Malware details
- Type: DOS
- Subtype: Resident EXE
- Classification: Virus
- Isolation date: October 1992

= 5lo =

Computer virus

5lo is a computer virus that increases file size and does little more than replicate. Size: 1,032 bytes

==Infection==
5lo infects resident .EXE files only. When it infects a file, it increases the file size by about 1000-1100 bytes (though a typical value is 1032 bytes.) At the file's direct end, this message can be found (resulting in the virus's name):

92.05.24.5lo.2.23MZ

Other strings can be found in the virus's code:

????????.EXE and *.EXE

5lo stays resident. Whenever a .EXE file is run, 5lo will infect it (and another .EXE file). The virus also changes the file's timestamp to the date and time of infection. After these infections, a counter within the virus starts. However, this counter is never checked, so the virus doesn't activate. 5lo appends its code into infected files. It also changes the field 0Ch in the .EXE file's header to FFAAh.

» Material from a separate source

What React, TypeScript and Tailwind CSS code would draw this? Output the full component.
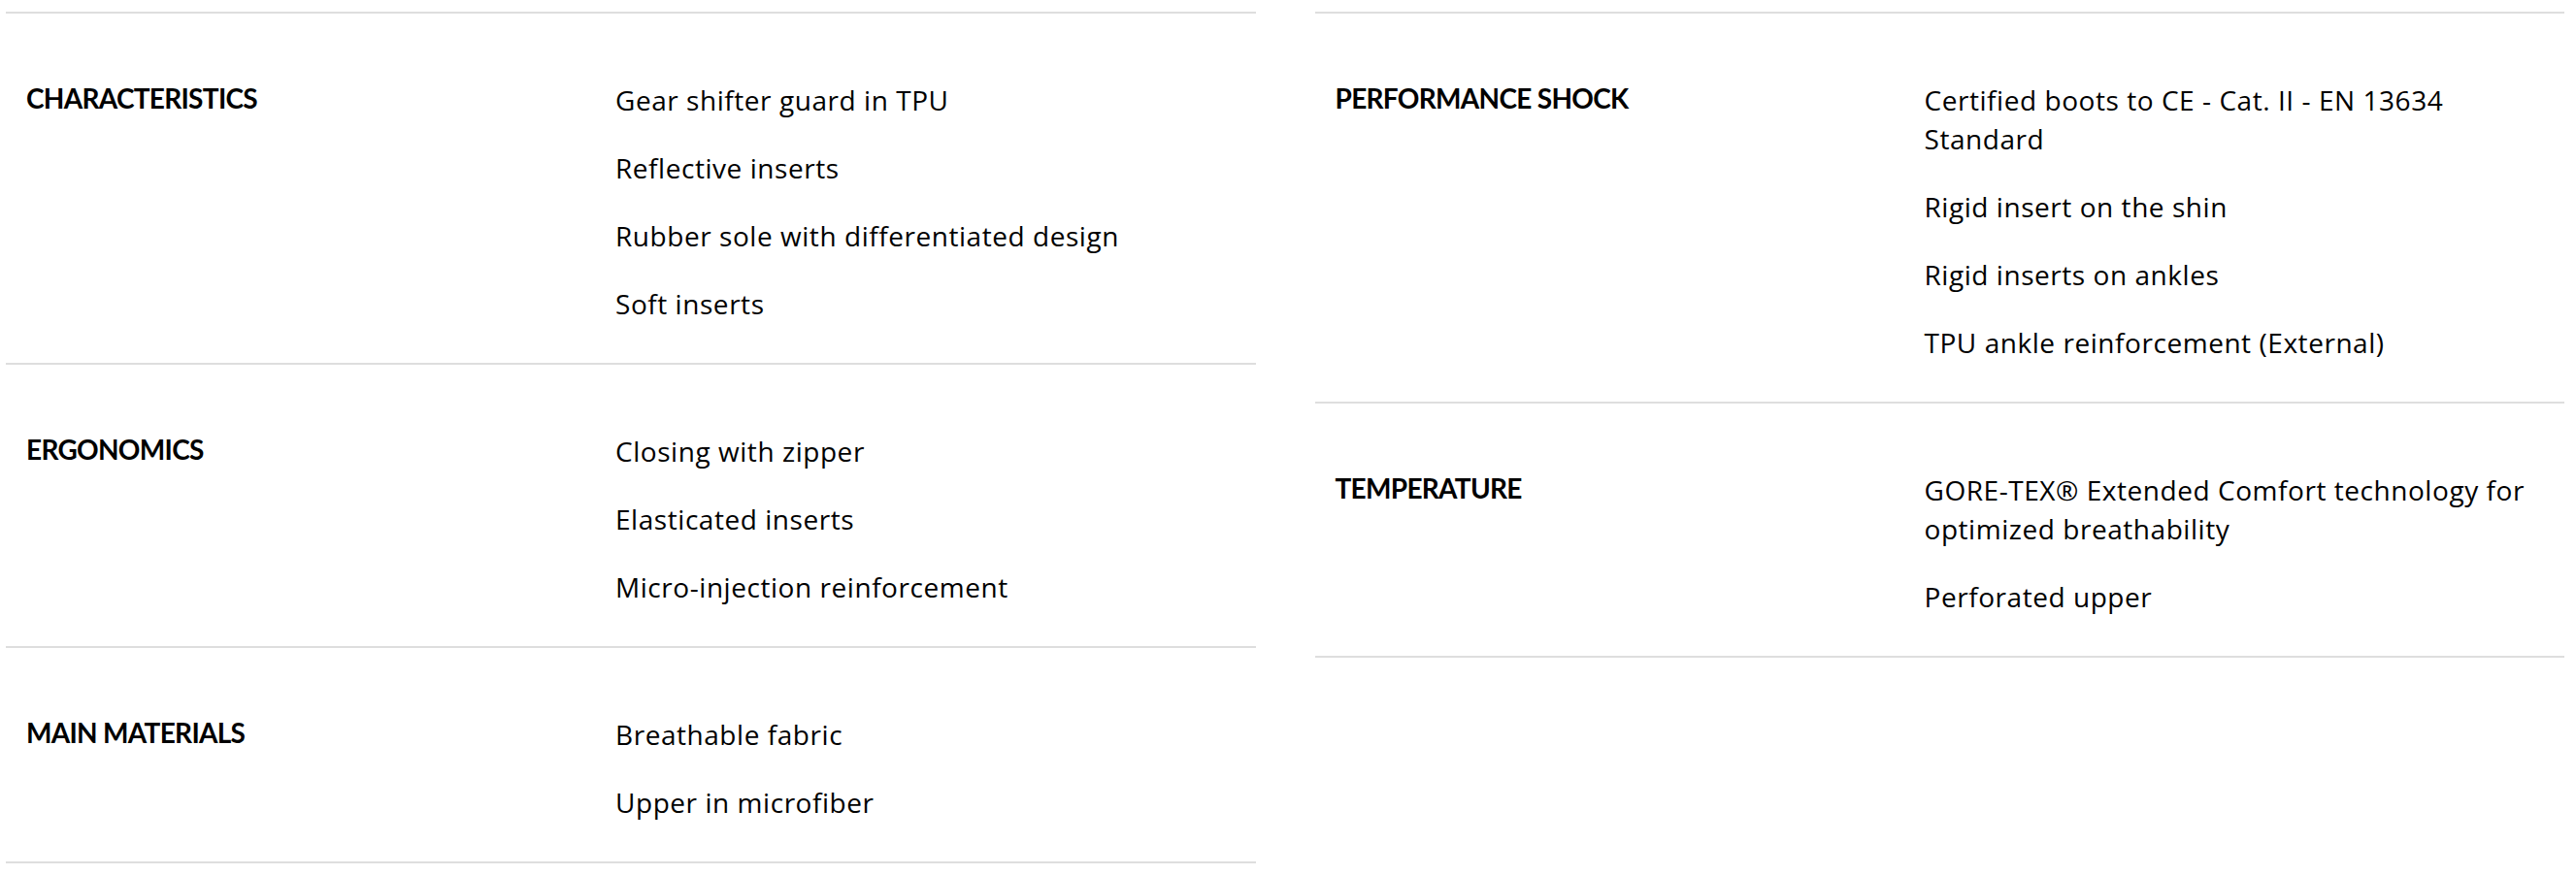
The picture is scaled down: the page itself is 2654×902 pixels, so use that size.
const leftGroups = [
  {
    title: "CHARACTERISTICS",
    items: [
      "Gear shifter guard in TPU",
      "Reflective inserts",
      "Rubber sole with differentiated design",
      "Soft inserts",
    ],
  },
  {
    title: "ERGONOMICS",
    items: ["Closing with zipper", "Elasticated inserts", "Micro-injection reinforcement"],
  },
  {
    title: "MAIN MATERIALS",
    items: ["Breathable fabric", "Upper in microfiber"],
  },
];

const rightGroups = [
  {
    title: "PERFORMANCE SHOCK",
    items: [
      "Certified boots to CE - Cat. II - EN 13634 Standard",
      "Rigid insert on the shin",
      "Rigid inserts on ankles",
      "TPU ankle reinforcement (External)",
    ],
  },
  {
    title: "TEMPERATURE",
    items: [
      "GORE-TEX® Extended Comfort technology for optimized breathability",
      "Perforated upper",
    ],
  },
];

function SpecRow({ title, items }: { title: string; items: string[] }) {
  return (
    <div className="grid grid-cols-[607px_1fr] border-t-2 border-[#dedede] pl-[21px] pt-[69px] pb-[41px]">
      <h3 className="-mt-[2px] font-['Lato',sans-serif] text-[28px] leading-[40px] font-bold tracking-[-0.7px] uppercase">
        {title}
      </h3>
      <ul className="flex flex-col gap-[30px] pr-[24px] font-['Open_Sans',sans-serif]">
        {items.map((item) => (
          <li key={item} className="text-[28px] leading-[40px] tracking-[0.55px]">
            {item}
          </li>
        ))}
      </ul>
    </div>
  );
}

function SpecColumn({ groups }: { groups: { title: string; items: string[] }[] }) {
  return (
    <div className="border-b-2 border-[#dedede] self-start">
      {groups.map((g) => (
        <SpecRow key={g.title} title={g.title} items={g.items} />
      ))}
    </div>
  );
}

export default function App() {
  return (
    <div className="min-h-[902px] bg-white text-black pt-[12px] pl-[6px] pr-[12px] font-['Lato',sans-serif]">
      <div className="grid grid-cols-2 gap-[61px]">
        <SpecColumn groups={leftGroups} />
        <SpecColumn groups={rightGroups} />
      </div>
    </div>
  );
}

The virus identifies itself from memory by using the interrupt INT 21, AX=3521h which it has hooked. All the checks work correctly and the virus won't infect files multiple times and it installs itself to memory only once.

When 5lo is running in memory, it isn't discoverable by typing in MEM /C. This is because when the virus installs, it ties itself to the operating system. Free memory decreases by about 2 KB.